No meio de uma casa completamente de patas para o ar - Maria ao poder - tenho aprendido a deixar correr. Já percebi que nisto de ser mãe a tempo inteiro, a prioridade impõe-se naturalmente. Um dia arrumo a casa, com a certeza de que vai durar pouco tempo. É uma luta interior forte para mim, confesso. De resto reservo-me ao direito e ao prazer de ficar de pijama o dia todo, contra todas as indicações. Tenho dormido sestas, total novidade aos meus quarenta e dois anos de vida. E com as sestas, outros prazeres maiores, como ouvir poesia ou ler, simplesmente. Tenho sentido o lado doce da tristeza, e tenho-me permitido ir ao fundo da tristeza. Como ontem, ao ver um documentário sobre o dia a dia de um médico intensivista, em que me caíram as lágrimas e fui deitar-me assim, moída pela dor inteira de conseguirmos ser tão indiferentes a tanto sofrimento alheio e a tanto empenho por parte de seres humanos cheios de uma nobreza maior.

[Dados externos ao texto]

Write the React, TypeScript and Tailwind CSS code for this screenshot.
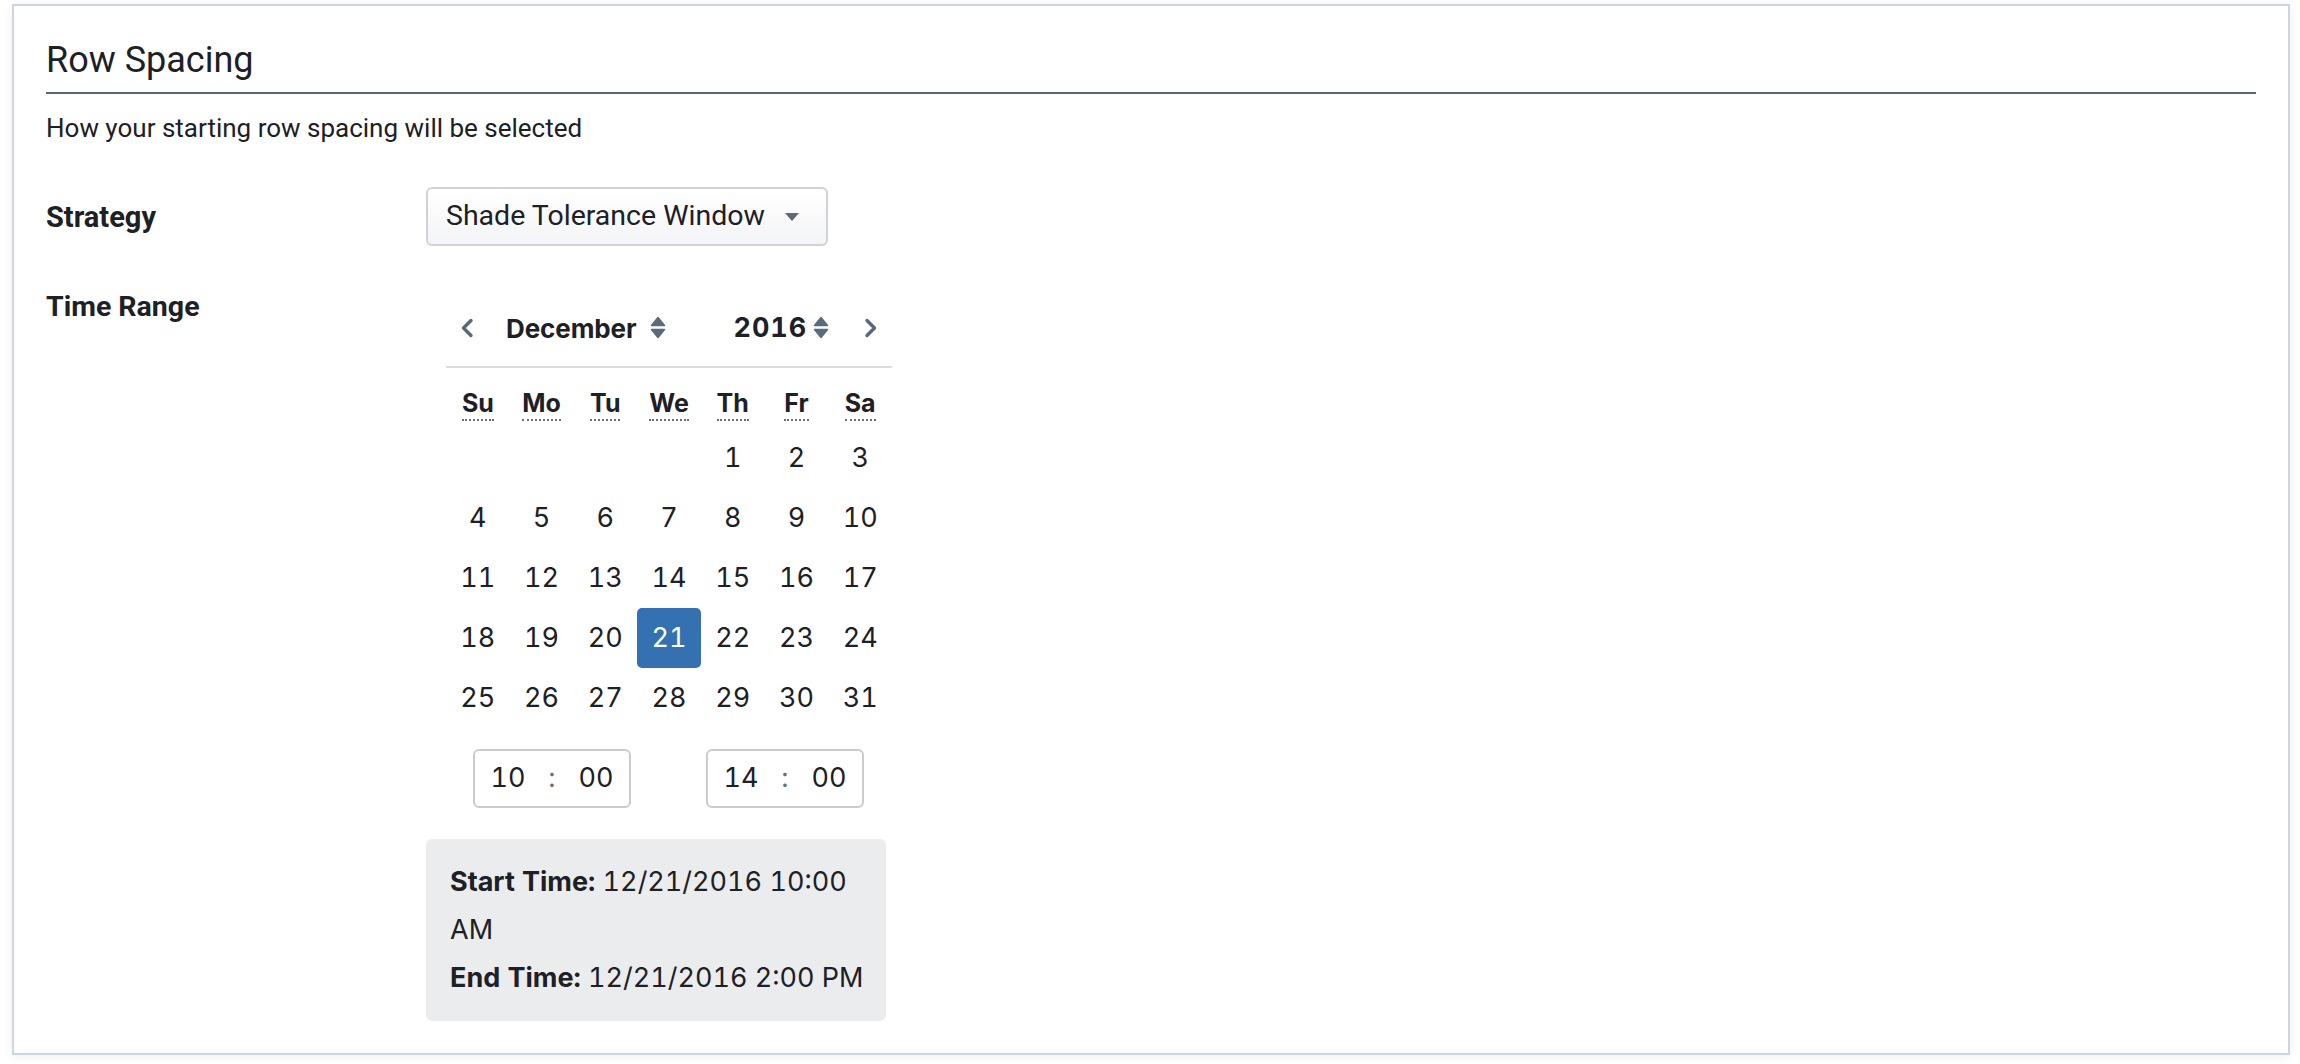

As formações que tenho andado a fazer têm sido difíceis de gerir com os timings da Maria, ao mesmo tempo têm ajudado a que o tempo não chegue, pelo que presumo que neste momento sejam mais do que importantes para manter alguma sanidade mental. Têm sido de tal modo educativas que tenho andado a pensar mais seriamente nestas coisas de termos mesmo que agir de forma consciente para salvar o Planeta. Há umas quatro coisas, para já, que quero tentar mudar no nosso dia a dia, tentar trazer para a nossa vida em 2021. É bom termos objetivos, fazermos planos. Saber quem somos, porquê que estamos aqui, para onde queremos ir.
De sobra dizer-vos que nem sei o que seria de mim, se tivesse que viver esta fase do mundo sem a alegria genuína e o conforto no coração, que me dão todos os dias a presença da minha filha e do pai dela. É verdade que estar em casa sem trabalhar, em alguns momentos me desorienta e muito. Mas os dois dão-me tanta força e inspiração, e é grande este sentimento de pertença familiar, é uma coisa que nos salva de praticamente tudo. Procuro tentar perceber o que a vida me permite agora, neste exacto momento. E são essas chances únicas que aos poucos - aos poucos - começo a aproveitar.